Das gilt für die Corona-Leugner, die trotz bedrohlicher Infektionszahlen in
U-Bahnen und Supermärkten als Rächer ohne Maske aufgetreten sind. Es gilt aber
auch für die Klimakämpfer, die sich auf gut frequentierten Straßen
einbetonieren, unter Berufung darauf, dass Rechtsfragen überflüssig werden,
wenn es darum geht, die Apokalypse zu verhindern.
Der religiös motivierte Widerstand neigt in pluralistischen
Demokratien besonders dann zum selbstgerechten Rechtsbruch, wenn er das
göttliche Gesetz über das säkulare stellt. Dann patrouillieren jugendliche
Tugendwächter durch die Straßen ihres Viertels und „bestrafen“ Mädchen und
Frauen, die sich nicht nach Allahs Modegeschmack kleiden. Man muss allerdings
auch christliche Glaubensgenossen bisweilen daran erinnern, dass Asylverfahren
in letzter Instanz von Gerichten entschieden werden, nicht von Pfarrgemeinden –
so gut ihre Absichten auch sein mögen.
Spontanes oder moralisch motiviertes Rechtsempfinden ist eine Sache, reflektiertes Rechtsbewusstsein eine andere.

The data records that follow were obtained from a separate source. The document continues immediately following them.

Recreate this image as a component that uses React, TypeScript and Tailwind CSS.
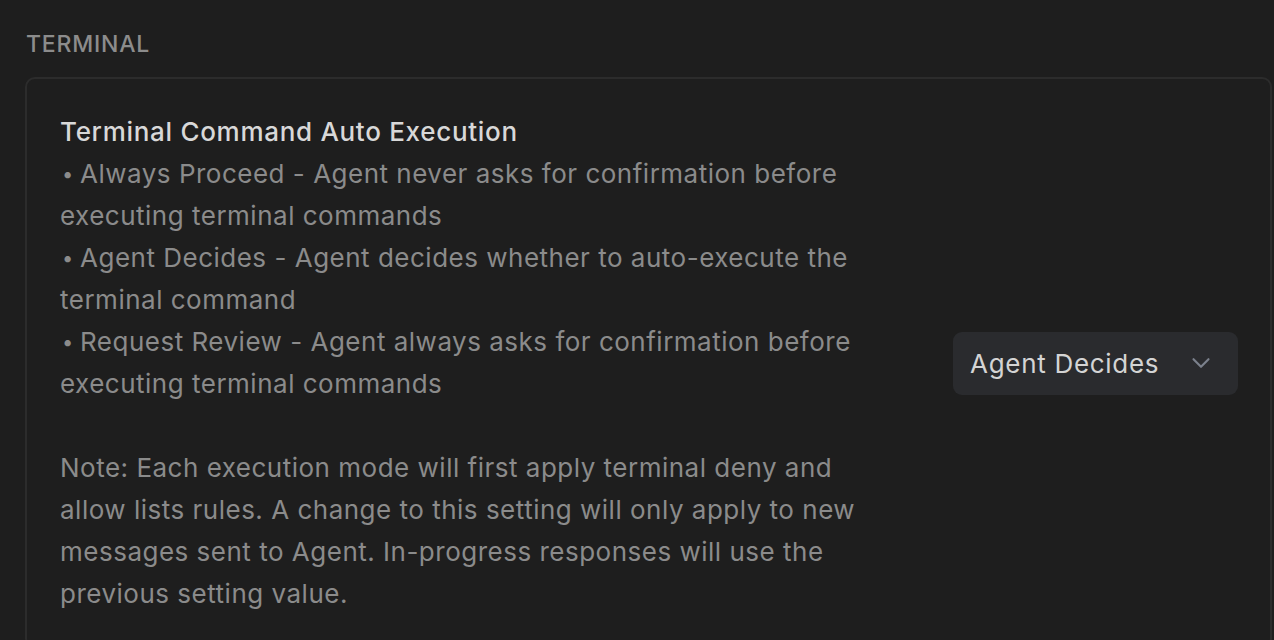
import React from 'react';
import { ChevronDown } from 'lucide-react';

const options = [
  { name: 'Always Proceed', desc: 'Agent never asks for confirmation before executing terminal commands' },
  { name: 'Agent Decides', desc: 'Agent decides whether to auto-execute the terminal command' },
  { name: 'Request Review', desc: 'Agent always asks for confirmation before executing terminal commands' },
];

export default function App() {
  return (
    <div
      className="min-h-screen bg-[#1e1e1e] overflow-hidden pl-[25px] pr-[2px] pt-[30px]"
      style={{ fontFamily: 'Inter, "Noto Sans", sans-serif' }}
    >
      <h2 className="text-[23px] leading-[28px] font-medium tracking-[0.8px] text-[#8c8c8c] pl-px mb-[19px]">
        TERMINAL
      </h2>

      <div className="rounded-[10px] border-2 border-[#2c2c2c] pl-[33px] pr-[32px] py-[32px] flex items-center justify-between">
        <div className="w-[822px] text-[26px] leading-[42px] tracking-[0.5px] text-[#8b8b8b]">
          <div className="font-medium tracking-[0.7px] text-[#d8d8d8]">Terminal Command Auto Execution</div>
          {options.map((o) => (
            <div key={o.name}>
              <span className="inline-block w-[20px] pl-[2px] text-[20px] align-top">•</span>
              {o.name} - {o.desc}
            </div>
          ))}
          <div className="mt-[42px]">
            Note: Each execution mode will first apply terminal deny and allow lists rules. A change to this
            setting will only apply to new messages sent to Agent. In-progress responses will use the previous
            setting value.
          </div>
        </div>

        <button className="w-[285px] h-[63px] rounded-[9px] bg-[#2a2b2e] flex items-center justify-between pl-[17px] pr-[22px] text-[26px] tracking-[0.7px] text-[#d4d4d4]">
          <span>Agent Decides</span>
          <ChevronDown className="w-[30px] h-[30px] text-[#7b818c]" strokeWidth={1.7} />
        </button>
      </div>
    </div>
  );
}
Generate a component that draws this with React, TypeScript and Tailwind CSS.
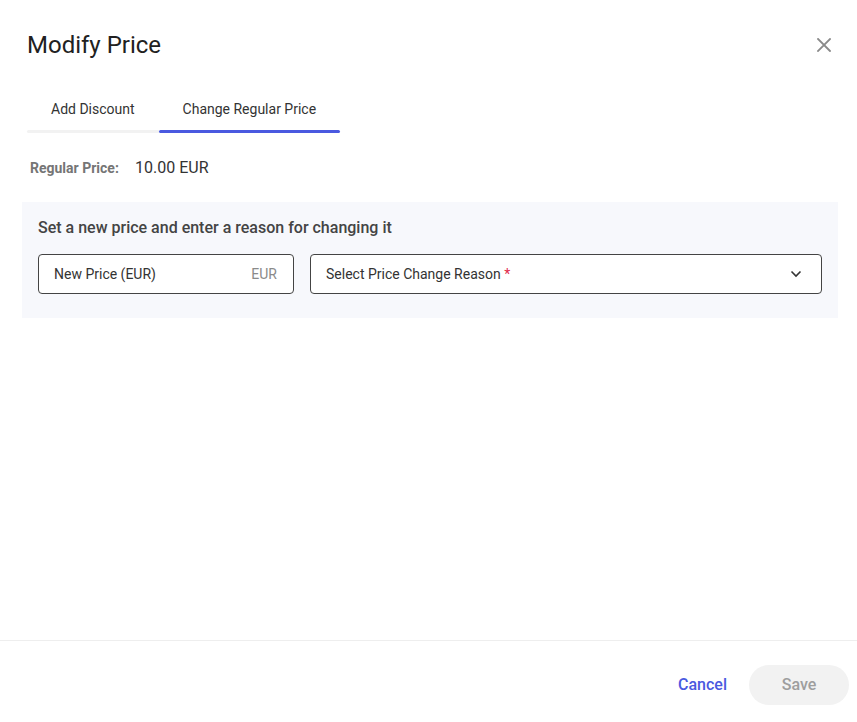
import React from "react";

export default function App() {
  return (
    <div className="w-[857px] h-[722px] bg-white flex flex-col font-['Roboto','Liberation_Sans',sans-serif]">
      <div className="flex-1 pl-[22px] pr-[19px]">
        <div className="flex items-center justify-between pt-[29px]">
          <h1 className="ml-[5px] text-[24px] leading-[32px] text-[#212121] font-normal">Modify Price</h1>
          <button className="w-6 h-6 flex items-center justify-center mr-[2px] text-[#8a8a8a]">
            <svg width="14" height="14" viewBox="0 0 14 14" fill="none" stroke="currentColor" strokeWidth="1.8" strokeLinecap="square">
              <path d="M1 1 L13 13 M13 1 L1 13" />
            </svg>
          </button>
        </div>

        <div className="ml-[5px] mt-[38px] flex">
          <div className="flex flex-col">
            <div className="px-6 text-[14px] leading-5 text-[#333333]">Add Discount</div>
            <div className="mt-[11px] h-[3px] bg-[#f2f2f2] rounded-l-full" />
          </div>
          <div className="flex flex-col">
            <div className="px-6 text-[14px] leading-5 text-[#333333]">Change Regular Price</div>
            <div className="mt-[11px] h-[3px] bg-[#4a59e0] rounded-full" />
          </div>
        </div>

        <div className="ml-[8px] mt-[23px] flex items-baseline">
          <span className="w-[105px] text-[14px] leading-5 font-bold text-[#757575]">Regular Price:</span>
          <span className="text-[16px] leading-6 text-[#333333]">10.00 EUR</span>
        </div>

        <div className="mt-[22px] bg-[#f7f8fc] pt-[14px] px-4 pb-6">
          <div className="text-[16px] leading-6 font-medium text-[#444444]">Set a new price and enter a reason for changing it</div>
          <div className="mt-[14px] flex gap-4">
            <div className="w-[256px] h-10 rounded border border-[#444444] bg-white flex items-center justify-between pl-[15px] pr-4 text-[14px]">
              <span className="text-[#333333]">New Price (EUR)</span>
              <span className="text-[#8a8a8a]">EUR</span>
            </div>
            <div className="flex-1 h-10 rounded border border-[#444444] bg-white flex items-center justify-between pl-[15px] pr-[19px] text-[14px]">
              <span className="text-[#333333]">
                Select Price Change Reason <span className="text-[#e0294a]">*</span>
              </span>
              <svg width="12" height="8" viewBox="0 0 12 8" fill="none" stroke="#333333" strokeWidth="1.6">
                <path d="M1.5 1.5 L6 6 L10.5 1.5" />
              </svg>
            </div>
          </div>
        </div>
      </div>

      <div className="h-[82px] border-t border-[#eeeeee] flex items-start justify-end pt-6 pr-[8px]">
        <button className="mt-[8px] mr-[22px] text-[16px] leading-6 font-medium text-[#4a59e0]">Cancel</button>
        <button className="w-[100px] h-10 rounded-full bg-[#f2f2f2] text-[16px] font-medium text-[#9e9e9e]">Save</button>
      </div>
    </div>
  );
}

Ich gehöre nicht zu den
Zeitgenossen, die bei jedem gesellschaftlichen Problem gleich die Verantwortung
der Schule einfordern. Wenn es um die Ausbildung eines tragfähigen
Rechtsbewusstseins geht, scheint mir aber die Schule tatsächlich ein wichtiger
früher Lernort zu sein, denn auch sie ist – glücklicherweise! – kein
rechtsfreier Raum. Das Schulunterrichtsgesetz, die
Leistungsbeurteilungsverordnung u.a.m. bestimmen den Rahmen, in dem Schule und
Unterricht gestaltet werden.
Darauf berufen sich Eltern gerne, wenn sie die Interessen
ihrer Kinder gewahrt wissen wollen. Aber wie oft habe ich in meinen sozialpsychologisch
ergiebigen Arbeitsjahren als Direktor auch den Vorwurf gehört, diese und jene
Lehrkraft unterrichte „stur nach dem Lehrplan“. Nun ja, wonach denn sonst?
Lehrpläne sind keine unverbindlichen Empfehlungen, sondern Gesetzestexte.
Umgekehrt hat mir einmal ein Lehrer, den ich auf seine bizarre Didaktik und
rechtsferne Notengebung hinwies, selbstbewusst entgegengedonnert: „Ich bin
Lehrer nach Gewissen, nicht nach Gesetz!“ Meinetwegen, allerdings nicht in
einer öffentlichen Schule, sondern nur als privatisierender Wanderpädagoge.